--- Start ---
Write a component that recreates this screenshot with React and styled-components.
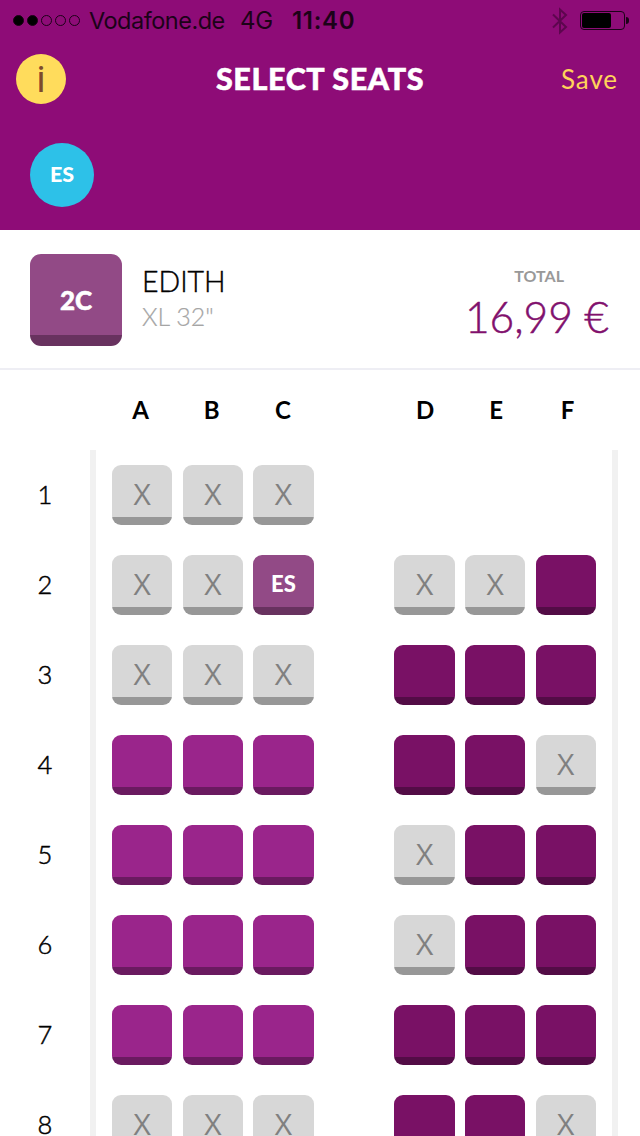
import styled, { createGlobalStyle } from "styled-components";

const COLUMNS = ["A", "B", "C", "", "D", "E", "F"];

// x = taken, s = selected, l = large seat, p = premium seat, - = no seat
const ROWS = ["xxx----", "xxs-xxp", "xxx-ppp", "lll-ppx", "lll-xpp", "lll-xpp", "lll-ppp", "xxx-ppx"];

const SEATS = {
    x: { face: "#d7d7d7", edge: "#979797", label: "X" },
    s: { face: "#924a86", edge: "#68325f", label: "ES" },
    l: { face: "#9a258b", edge: "#6a1a60" },
    p: { face: "#791165", edge: "#530c46" },
};

const StatusBar = () => {
    return (
        <Status>
            <Signal>
                <Dot $filled />
                <Dot $filled />
                <Dot />
                <Dot />
                <Dot />
            </Signal>
            <Carrier>Vodafone.de</Carrier>
            <Network>4G</Network>
            <Clock>11:40</Clock>
            <BluetoothIcon viewBox="0 0 16 28">
                <path d="M1 7.5 14 20 8 25.5V2.5L14 8 1 20.5" />
            </BluetoothIcon>
            <Battery>
                <BatteryLevel />
            </Battery>
            <BatteryTip />
        </Status>
    );
};

const SeatRow = ({ number, seats }) => {
    return (
        <Row>
            <RowNumber>{number}</RowNumber>
            <Cabin>
                {seats.split("").map((kind, i) => {
                    const seat = SEATS[kind];
                    if (!seat) return <span key={i} />;
                    return (
                        <Seat key={i} $face={seat.face} $edge={seat.edge} $selected={kind === "s"}>
                            {seat.label}
                        </Seat>
                    );
                })}
            </Cabin>
        </Row>
    );
};

export default function App() {
    return (
        <Screen>
            <GlobalStyle />
            <Header>
                <StatusBar />
                <NavBar>
                    <InfoButton>i</InfoButton>
                    <Title>SELECT SEATS</Title>
                    <SaveButton>Save</SaveButton>
                </NavBar>
                <Passengers>
                    <Avatar>ES</Avatar>
                </Passengers>
            </Header>
            <Summary>
                <SelectedSeat>2C</SelectedSeat>
                <Passenger>
                    <Name>EDITH</Name>
                    <SeatType>XL 32"</SeatType>
                </Passenger>
                <Total>
                    <TotalLabel>TOTAL</TotalLabel>
                    <Price>16,99 €</Price>
                </Total>
            </Summary>
            <ColumnNames>
                {COLUMNS.map((name, i) => (
                    <span key={i}>{name}</span>
                ))}
            </ColumnNames>
            <SeatMap>
                {ROWS.map((seats, i) => (
                    <SeatRow key={i} number={i + 1} seats={seats} />
                ))}
            </SeatMap>
        </Screen>
    );
}

const GlobalStyle = createGlobalStyle`
    * {
        box-sizing: border-box;
    }
    body {
        margin: 0;
        background: #ffffff;
    }
    button {
        padding: 0;
        border: none;
        background: none;
    }
`;

const Screen = styled.main`
    width: 640px;
    height: 1136px;
    overflow: hidden;
    display: flex;
    flex-direction: column;
    background: #ffffff;
    color: #000000;
    font-family: Lato, "Open Sans", sans-serif;
`;
const Header = styled.header`
    height: 230px;
    flex-shrink: 0;
    background: #8e0c77;
`;
const Status = styled.div`
    height: 40px;
    padding: 1px 11px 0 13px;
    display: flex;
    align-items: center;
    color: #1c0218;
    font-family: Inter, sans-serif;
    font-size: 24px;
    line-height: 40px;
    white-space: nowrap;
`;
const Signal = styled.div`
    width: 76px;
    display: flex;
    gap: 3px;
`;
const Dot = styled.span`
    width: 11px;
    height: 11px;
    border: 1px solid #1c0218;
    border-radius: 50%;
    background: ${({ $filled }) => ($filled ? "#000000" : "transparent")};
`;
const Carrier = styled.span`
    width: 151px;
    font-size: 23.5px;
    letter-spacing: -0.5px;
`;
const Network = styled.span`
    width: 52px;
    letter-spacing: -0.3px;
`;
const Clock = styled.span`
    font-weight: 600;
    letter-spacing: 0.7px;
`;
const BluetoothIcon = styled.svg`
    width: 16px;
    height: 28px;
    margin-left: auto;
    margin-right: 12px;
    fill: none;
    stroke: #5d064e;
    stroke-width: 2;
`;
const Battery = styled.div`
    width: 45px;
    height: 19px;
    padding: 1px;
    border: 1px solid #1c0218;
    border-radius: 4px;
`;
const BatteryLevel = styled.div`
    width: 29px;
    height: 15px;
    border-radius: 2px;
    background: #000000;
`;
const BatteryTip = styled.div`
    width: 3px;
    height: 7px;
    margin-left: 1px;
    border-radius: 0 3px 3px 0;
    background: #1c0218;
`;
const NavBar = styled.nav`
    height: 78px;
    padding: 0 22px 0 16px;
    display: grid;
    grid-template-columns: 100px 1fr 94px;
    align-items: center;
`;
const InfoButton = styled.button`
    width: 50px;
    height: 50px;
    border-radius: 50%;
    background: #ffdc5c;
    color: #7d4a2c;
    font-family: Roboto, sans-serif;
    font-size: 37px;
    line-height: 52px;
`;
const Title = styled.h1`
    margin: 0;
    padding-bottom: 3px;
    color: #ffffff;
    font-size: 30.5px;
    font-weight: 900;
    letter-spacing: 0.6px;
    text-align: center;
    -webkit-text-stroke: 0.5px #ffffff;
`;
const SaveButton = styled.button`
    color: #ffd35a;
    font-family: Lato, sans-serif;
    font-size: 26px;
    letter-spacing: 0.9px;
    text-align: right;
`;
const Passengers = styled.div`
    padding: 25px 30px;
`;
const Avatar = styled.div`
    width: 64px;
    height: 64px;
    border-radius: 50%;
    background: #2dc1e8;
    color: #ffffff;
    font-size: 21.5px;
    font-weight: 900;
    line-height: 63px;
    text-align: center;
`;
const Summary = styled.section`
    height: 140px;
    flex-shrink: 0;
    padding: 24px 31px 0 30px;
    display: flex;
    border-bottom: 2px solid #eeeef4;
`;
const SelectedSeat = styled.div`
    width: 92px;
    height: 92px;
    border-radius: 11px;
    background: linear-gradient(#924a86 81px, #68325f 81px);
    color: #ffffff;
    font-size: 26px;
    font-weight: 900;
    line-height: 92px;
    text-align: center;
    -webkit-text-stroke: 0.5px #ffffff;
`;
const Passenger = styled.div`
    flex: 1;
    padding: 9px 0 0 20px;
`;
const Name = styled.div`
    font-size: 28.5px;
    font-weight: 300;
    line-height: 36px;
    -webkit-text-stroke: 0.4px #000000;
`;
const SeatType = styled.div`
    color: #a5a5a5;
    font-size: 25px;
    font-weight: 300;
    line-height: 34px;
    -webkit-text-stroke: 0.2px #a5a5a5;
`;
const Total = styled.div`
    padding-top: 12px;
    text-align: right;
`;
const TotalLabel = styled.div`
    padding-right: 45px;
    color: #999999;
    font-size: 16px;
    font-weight: 700;
    line-height: 20px;
`;
const Price = styled.div`
    color: #81106d;
    font-size: 42.5px;
    font-weight: 300;
    line-height: 62px;
    -webkit-text-stroke: 0.5px #81106d;
`;
const ColumnNames = styled.div`
    height: 80px;
    flex-shrink: 0;
    padding: 0 37px 0 105px;
    display: grid;
    grid-template-columns: repeat(7, 1fr);
    font-size: 24px;
    font-weight: 700;
    line-height: 80px;
    text-align: center;
`;
const SeatMap = styled.section`
    display: flex;
    flex-direction: column;
`;
const Row = styled.div`
    height: 90px;
    display: flex;
`;
const RowNumber = styled.div`
    width: 90px;
    font-size: 25.5px;
    font-weight: 300;
    line-height: 89px;
    text-align: center;
    -webkit-text-stroke: 0.5px #000000;
`;
const Cabin = styled.div`
    width: 528px;
    padding: 15px 16px;
    display: grid;
    grid-template-columns: repeat(7, 1fr);
    column-gap: 10.2px;
    border: solid #f1f1f1;
    border-width: 0 6px;
`;
const Seat = styled.div`
    height: 60px;
    border-radius: 9px;
    background: linear-gradient(${({ $face, $edge }) => `${$face} 52px, ${$edge} 52px`});
    color: ${({ $selected }) => ($selected ? "#ffffff" : "#808080")};
    font-family: ${({ $selected }) => ($selected ? "Lato" : "Open Sans")}, sans-serif;
    font-size: ${({ $selected }) => ($selected ? "22px" : "30px")};
    font-weight: ${({ $selected }) => ($selected ? 900 : 400)};
    line-height: 58px;
    text-align: center;
`;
--- End ---
▸ **Exercise directions**: State only how many lines in the material include "components".

▸ **Expected answer**: 2